— START —

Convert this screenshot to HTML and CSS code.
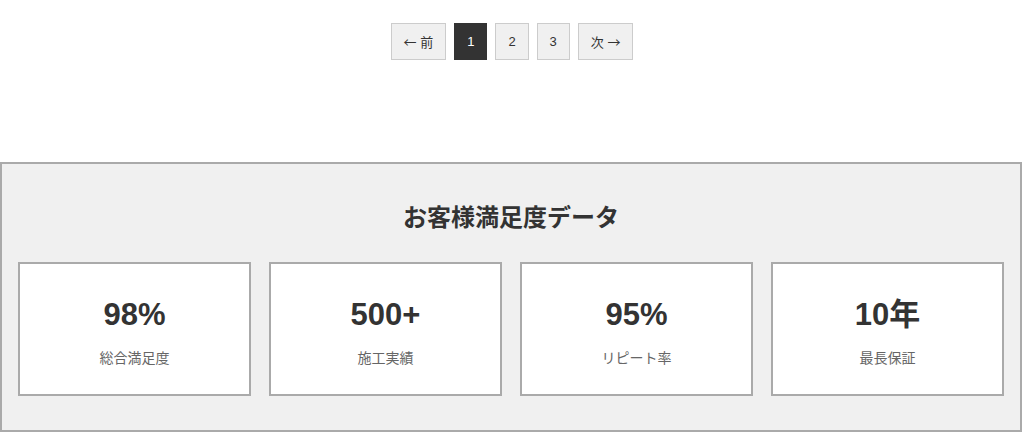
FILE: index.html
```html
<!DOCTYPE html>
<html lang="ja">
<head>
<meta charset="utf-8">
<title>お客様満足度データ</title>
<link rel="stylesheet" href="styles.css">
</head>
<body>
<nav class="pagination">
  <a class="page-btn" href="#"><span class="arrow">←</span> 前</a>
  <a class="page-btn active" href="#">1</a>
  <a class="page-btn" href="#">2</a>
  <a class="page-btn" href="#">3</a>
  <a class="page-btn" href="#">次 <span class="arrow">→</span></a>
</nav>
<section class="stats">
  <h2 class="stats-title">お客様満足度データ</h2>
  <div class="stats-grid">
    <div class="stat-card">
      <div class="stat-value">98%</div>
      <div class="stat-label">総合満足度</div>
    </div>
    <div class="stat-card">
      <div class="stat-value">500+</div>
      <div class="stat-label">施工実績</div>
    </div>
    <div class="stat-card">
      <div class="stat-value">95%</div>
      <div class="stat-label">リピート率</div>
    </div>
    <div class="stat-card">
      <div class="stat-value">10年</div>
      <div class="stat-label">最長保証</div>
    </div>
  </div>
</section>
</body>
</html>
```
FILE: styles.css
```css
* { box-sizing: border-box; }
html, body { margin: 0; padding: 0; background: #fff; }
body {
  font-family: "Liberation Sans", Arial, "Noto Sans CJK JP", sans-serif;
  color: #333;
}
.pagination {
  display: flex;
  justify-content: center;
  gap: 8px;
  padding-top: 23px;
  height: 162px;
}
.page-btn {
  display: block;
  height: 37px;
  line-height: 35px;
  padding: 0 12px;
  border: 1px solid #ccc;
  background: #f0f0f0;
  color: #333;
  font-size: 13px;
  text-decoration: none;
}
.arrow {
  font-family: "Noto Sans CJK JP", sans-serif;
}
.page-btn.active {
  background: #333;
  border-color: #333;
  color: #fff;
}
.stats {
  width: 1022px;
  background: #f0f0f0;
  border: 2px solid #aaa;
  padding: 36px 16px 34px;
}
.stats-title {
  margin: 0 0 26px;
  text-align: center;
  font-size: 24px;
  line-height: 36px;
  font-weight: bold;
  color: #333;
}
.stats-grid {
  display: grid;
  grid-template-columns: repeat(4, 1fr);
  gap: 18px;
}
.stat-card {
  background: #fff;
  border: 2px solid #aaa;
  height: 134px;
  padding: 32px 10px 0;
  text-align: center;
}
.stat-value {
  font-size: 31px;
  line-height: 38px;
  font-weight: bold;
  color: #333;
  margin-bottom: 14px;
}
.stat-label {
  font-size: 14px;
  line-height: 21px;
  color: #666;
}
```
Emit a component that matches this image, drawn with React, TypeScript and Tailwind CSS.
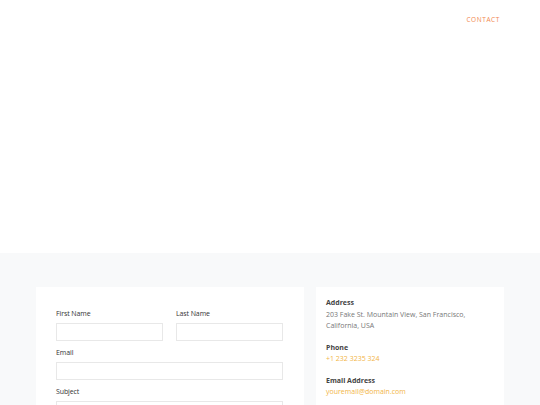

— END —

TASK
Every line above should be repeated exactly; pictures stay out of the copy.

RESPONSE TO THIS TASK
Convert this screenshot to HTML and CSS code.
FILE: index.html
```html
<!DOCTYPE html>
<html lang="ja">
<head>
<meta charset="utf-8">
<title>お客様満足度データ</title>
<link rel="stylesheet" href="styles.css">
</head>
<body>
<nav class="pagination">
  <a class="page-btn" href="#"><span class="arrow">←</span> 前</a>
  <a class="page-btn active" href="#">1</a>
  <a class="page-btn" href="#">2</a>
  <a class="page-btn" href="#">3</a>
  <a class="page-btn" href="#">次 <span class="arrow">→</span></a>
</nav>
<section class="stats">
  <h2 class="stats-title">お客様満足度データ</h2>
  <div class="stats-grid">
    <div class="stat-card">
      <div class="stat-value">98%</div>
      <div class="stat-label">総合満足度</div>
    </div>
    <div class="stat-card">
      <div class="stat-value">500+</div>
      <div class="stat-label">施工実績</div>
    </div>
    <div class="stat-card">
      <div class="stat-value">95%</div>
      <div class="stat-label">リピート率</div>
    </div>
    <div class="stat-card">
      <div class="stat-value">10年</div>
      <div class="stat-label">最長保証</div>
    </div>
  </div>
</section>
</body>
</html>
```
FILE: styles.css
```css
* { box-sizing: border-box; }
html, body { margin: 0; padding: 0; background: #fff; }
body {
  font-family: "Liberation Sans", Arial, "Noto Sans CJK JP", sans-serif;
  color: #333;
}
.pagination {
  display: flex;
  justify-content: center;
  gap: 8px;
  padding-top: 23px;
  height: 162px;
}
.page-btn {
  display: block;
  height: 37px;
  line-height: 35px;
  padding: 0 12px;
  border: 1px solid #ccc;
  background: #f0f0f0;
  color: #333;
  font-size: 13px;
  text-decoration: none;
}
.arrow {
  font-family: "Noto Sans CJK JP", sans-serif;
}
.page-btn.active {
  background: #333;
  border-color: #333;
  color: #fff;
}
.stats {
  width: 1022px;
  background: #f0f0f0;
  border: 2px solid #aaa;
  padding: 36px 16px 34px;
}
.stats-title {
  margin: 0 0 26px;
  text-align: center;
  font-size: 24px;
  line-height: 36px;
  font-weight: bold;
  color: #333;
}
.stats-grid {
  display: grid;
  grid-template-columns: repeat(4, 1fr);
  gap: 18px;
}
.stat-card {
  background: #fff;
  border: 2px solid #aaa;
  height: 134px;
  padding: 32px 10px 0;
  text-align: center;
}
.stat-value {
  font-size: 31px;
  line-height: 38px;
  font-weight: bold;
  color: #333;
  margin-bottom: 14px;
}
.stat-label {
  font-size: 14px;
  line-height: 21px;
  color: #666;
}
```
Emit a component that matches this image, drawn with React, TypeScript and Tailwind CSS.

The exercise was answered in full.